Columbia Bank did better than the national average of 37.49 on Bankrate's test of asset quality, racking up 40 out of a possible 40 points .

A handy indicator of asset quality is the percentage of problem assets a bank holds compared to its total assets. As of December 31, 2017, 0.15 percent of Columbia Bank's loans were noncurrent -- in other words, they were more than 90 days past due or were in non-accrual status. That's below the national average of 1.01 percent.

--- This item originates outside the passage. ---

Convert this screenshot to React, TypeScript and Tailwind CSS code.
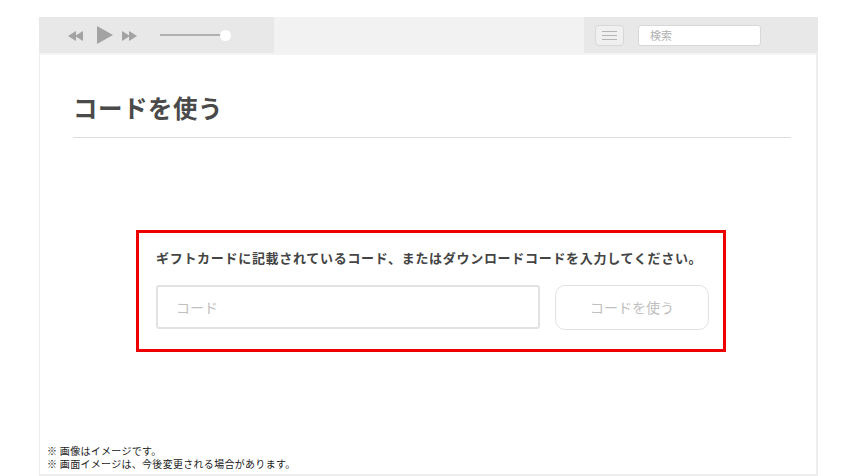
import React from "react";

const font = { fontFamily: '"Noto Sans CJK JP", "Noto Sans", sans-serif' };

export default function App() {
  return (
    <div className="w-[861px] h-[476px] bg-white overflow-hidden" style={font}>
      <div className="pt-[17px] pl-[39px]">
        <div className="w-[779px] h-[459px] flex flex-col">
          {/* toolbar */}
          <div className="h-[36px] flex shrink-0">
            <div className="w-[235px] bg-[#e8e8e8] flex items-center pl-[29px]">
              <svg width="16" height="10" viewBox="0 0 16 10" className="mt-[1px]">
                <polygon points="0,5 8,0 8,10" fill="#a3a3a3" />
                <polygon points="7,5 15,0 15,10" fill="#a3a3a3" />
              </svg>
              <svg width="16" height="18" viewBox="0 0 16 18" className="ml-[13px]">
                <polygon points="0,0 16,9 0,18" fill="#a3a3a3" />
              </svg>
              <svg width="16" height="10" viewBox="0 0 16 10" className="ml-[9px] mt-[1px]">
                <polygon points="0,0 8,5 0,10" fill="#a3a3a3" />
                <polygon points="7,0 15,5 7,10" fill="#a3a3a3" />
              </svg>
              <div className="ml-[22px] flex items-center">
                <div className="w-[62px] h-[2px] bg-[#b0b0b0]" />
                <div className="w-[11px] h-[11px] rounded-full bg-white -ml-[2px]" />
              </div>
            </div>
            <div className="flex-1 bg-[#f2f2f2]" />
            <div className="w-[234px] bg-[#e8e8e8] flex items-center pl-[11px]">
              <div className="w-[29px] h-[21px] rounded-[4px] border border-[#d8d8d8] bg-[#f0f0f0] flex flex-col items-center justify-center gap-[3px]">
                <div className="w-[15px] h-[1px] bg-[#b5b5b5]" />
                <div className="w-[15px] h-[1px] bg-[#b5b5b5]" />
                <div className="w-[15px] h-[1px] bg-[#b5b5b5]" />
              </div>
              <div className="ml-[14px] w-[123px] h-[21px] rounded-[3px] border border-[#d8d8d8] bg-white flex items-center pl-[11px] text-[11px] text-[#b0b0b0]">
                検索
              </div>
            </div>
          </div>
          {/* content */}
          <div className="flex-1 flex flex-col w-[779px] border-l border-r-2 border-[#eeeeee] border-t-2 border-t-[#f4f4f4] border-b-2 border-b-[#eeeeee]">
            <div className="ml-[33px] mr-[25px] mt-[37px] pb-[13px] border-b border-[#dddddd]">
              <h1 className="text-[24.5px] leading-[32px] font-bold text-[#4a4a4a] tracking-[0.5px]">コードを使う</h1>
            </div>
            <div className="mt-[92px] ml-[96px] w-[590px] h-[122px] border-[3px] border-[#ee0000] pl-[17px] pr-[10px] pt-[15px]">
              <p className="text-[13px] leading-[20px] font-bold text-[#444444] tracking-[0.7px] whitespace-nowrap">
                ギフトカードに記載されているコード、またはダウンロードコードを入力してください。
              </p>
              <div className="flex mt-[17px] gap-[15px]">
                <div className="w-[384px] shrink-0 h-[44px] border-2 border-[#e2e2e2] rounded-[3px] flex items-center pl-[18px] text-[14px] text-[#c0c0c0]">
                  コード
                </div>
                <div className="w-[154px] shrink-0 h-[45px] border border-[#e2e2e2] rounded-[10px] flex items-center justify-center text-[14px] text-[#c0c0c0]">
                  コードを使う
                </div>
              </div>
            </div>
            <div className="mt-auto mb-[4px] ml-[7px] text-[10px] tracking-[0.3px] text-[#222222] flex flex-col">
              <span className="leading-[13px]">※ 画像はイメージです。</span>
              <span className="leading-[13px]">※ 画面イメージは、今後変更される場合があります。</span>
            </div>
          </div>
        </div>
      </div>
    </div>
  );
}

Banks keep a reserve to handle troubled assets known as an "allowance for loan and lease losses." How large that reserve is can be a handy indicator when evaluating a bank's ability to manage problem assets, especially when compared to the total amount of problematic loans. Unfortunately, the FDIC did not provide information on Columbia Bank's loan loss allowance in its most recent filings.

Earnings score

How profitable a bank is has an effect on its long-term survivability. A bank can retain its earnings, increasing its capital cushion, or put them to work addressing problematic loans, potentially making the bank better able to withstand financial trouble. Banks that are losing money, however, have less ability to do those things.

Columbia Bank fell behind the national average on Bankrate's earnings test, achieving a score of 12 out of a possible 30.

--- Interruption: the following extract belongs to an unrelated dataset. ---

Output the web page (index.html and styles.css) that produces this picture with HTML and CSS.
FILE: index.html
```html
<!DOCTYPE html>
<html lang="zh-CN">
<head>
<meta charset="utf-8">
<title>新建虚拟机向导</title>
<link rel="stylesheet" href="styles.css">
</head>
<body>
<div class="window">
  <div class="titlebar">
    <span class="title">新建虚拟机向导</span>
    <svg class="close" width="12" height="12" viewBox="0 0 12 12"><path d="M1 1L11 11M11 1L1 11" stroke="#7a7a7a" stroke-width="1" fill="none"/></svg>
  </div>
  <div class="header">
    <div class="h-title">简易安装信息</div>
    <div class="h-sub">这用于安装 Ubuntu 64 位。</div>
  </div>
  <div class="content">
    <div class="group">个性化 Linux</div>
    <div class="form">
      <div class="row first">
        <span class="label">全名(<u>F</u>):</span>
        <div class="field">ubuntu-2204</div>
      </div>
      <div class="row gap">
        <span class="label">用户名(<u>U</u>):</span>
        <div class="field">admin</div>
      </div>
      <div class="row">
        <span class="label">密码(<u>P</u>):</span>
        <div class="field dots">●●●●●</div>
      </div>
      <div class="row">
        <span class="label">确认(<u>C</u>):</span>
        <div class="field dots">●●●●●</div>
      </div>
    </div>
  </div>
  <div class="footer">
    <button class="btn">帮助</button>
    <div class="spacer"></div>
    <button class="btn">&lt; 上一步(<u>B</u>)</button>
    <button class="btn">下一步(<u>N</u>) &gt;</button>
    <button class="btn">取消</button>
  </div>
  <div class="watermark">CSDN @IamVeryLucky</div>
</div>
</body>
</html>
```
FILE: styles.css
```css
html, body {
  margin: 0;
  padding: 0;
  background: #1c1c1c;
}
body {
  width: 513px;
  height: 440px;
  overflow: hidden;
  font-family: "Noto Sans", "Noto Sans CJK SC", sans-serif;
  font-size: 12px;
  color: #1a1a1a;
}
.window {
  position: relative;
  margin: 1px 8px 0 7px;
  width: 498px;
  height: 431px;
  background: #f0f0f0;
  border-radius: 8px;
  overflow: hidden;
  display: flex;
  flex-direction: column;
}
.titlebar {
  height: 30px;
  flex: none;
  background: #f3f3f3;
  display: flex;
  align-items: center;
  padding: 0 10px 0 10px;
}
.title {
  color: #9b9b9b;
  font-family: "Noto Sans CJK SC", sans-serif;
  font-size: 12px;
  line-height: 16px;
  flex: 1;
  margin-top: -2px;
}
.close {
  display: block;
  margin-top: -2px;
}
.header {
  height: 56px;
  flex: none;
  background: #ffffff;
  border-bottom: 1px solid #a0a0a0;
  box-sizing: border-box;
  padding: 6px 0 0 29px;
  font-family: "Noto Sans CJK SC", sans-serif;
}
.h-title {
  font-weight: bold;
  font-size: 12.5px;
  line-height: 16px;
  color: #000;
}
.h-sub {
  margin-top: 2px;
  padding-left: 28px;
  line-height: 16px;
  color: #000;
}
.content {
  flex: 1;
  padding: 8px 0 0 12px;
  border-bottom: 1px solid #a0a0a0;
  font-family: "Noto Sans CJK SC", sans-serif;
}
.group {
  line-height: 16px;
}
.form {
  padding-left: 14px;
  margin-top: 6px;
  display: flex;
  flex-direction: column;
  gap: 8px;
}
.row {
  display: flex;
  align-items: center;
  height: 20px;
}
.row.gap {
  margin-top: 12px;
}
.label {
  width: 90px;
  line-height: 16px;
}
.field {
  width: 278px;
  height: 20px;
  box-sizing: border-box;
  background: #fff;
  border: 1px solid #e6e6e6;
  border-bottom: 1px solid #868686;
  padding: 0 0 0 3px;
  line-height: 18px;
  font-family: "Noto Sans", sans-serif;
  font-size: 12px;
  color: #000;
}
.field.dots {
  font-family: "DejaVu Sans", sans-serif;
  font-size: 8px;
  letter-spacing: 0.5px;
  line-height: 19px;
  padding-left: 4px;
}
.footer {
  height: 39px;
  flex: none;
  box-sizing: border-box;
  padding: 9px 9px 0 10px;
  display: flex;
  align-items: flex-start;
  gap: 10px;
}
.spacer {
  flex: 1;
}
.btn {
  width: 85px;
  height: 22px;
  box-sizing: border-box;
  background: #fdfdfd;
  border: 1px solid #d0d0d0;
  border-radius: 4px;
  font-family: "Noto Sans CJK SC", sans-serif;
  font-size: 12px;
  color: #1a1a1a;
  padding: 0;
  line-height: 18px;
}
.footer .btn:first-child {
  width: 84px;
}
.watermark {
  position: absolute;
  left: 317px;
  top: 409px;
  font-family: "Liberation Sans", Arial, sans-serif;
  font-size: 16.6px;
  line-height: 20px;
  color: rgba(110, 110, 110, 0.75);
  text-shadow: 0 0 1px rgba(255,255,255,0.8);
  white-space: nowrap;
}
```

One widely used measure of a bank's earnings is return on equity, or net income (profit, basically) divided by total equity. Columbia Bank's most recent annualized quarterly return on equity was 5.56 percent, below the national average of 8.10 percent.

For the twelve months ended December 31, 2017, the bank earned net income of $27.8 million on total equity of $516.6 million. The bank experienced an annualized return on average assets, or ROA, of 0.52 percent, below the 1 percent deemed satisfactory in accordance with industry standards and below the average for U.S. banks of 1.00 percent.

WHAT IS SAFE & SOUND?

Bankrate.com's Safe & Sound Ratings provide a star rating system to evaluate the current financial status of financial institutions. The information gathered about banks, credit unions and thrifts is updated as set forth in the Terms of Use of Safe & Sound Ratings and Reports. The Safe & Sound Ratings information is grouped by categories of banks, thrifts and credit unions.

Scoring methodology

Bankrate.com evaluates the financial condition of institutions and assigns a one- to five-star rating for each with five stars representing the highest rating. Institutions with satisfactory performance will generally receive a rating of three or more stars. The majority of institutions fall into the three- to four-star range. An institution with an "NR" rating may be too new to rate or may have limited the publicly available information in their regulatory filings. The "NR" is not an indication of financial strength or weakness. The Safe & Sound rating is believed to be reliable, but the information is not guaranteed. In addition, events since the information was collected may have altered the institution's financial condition.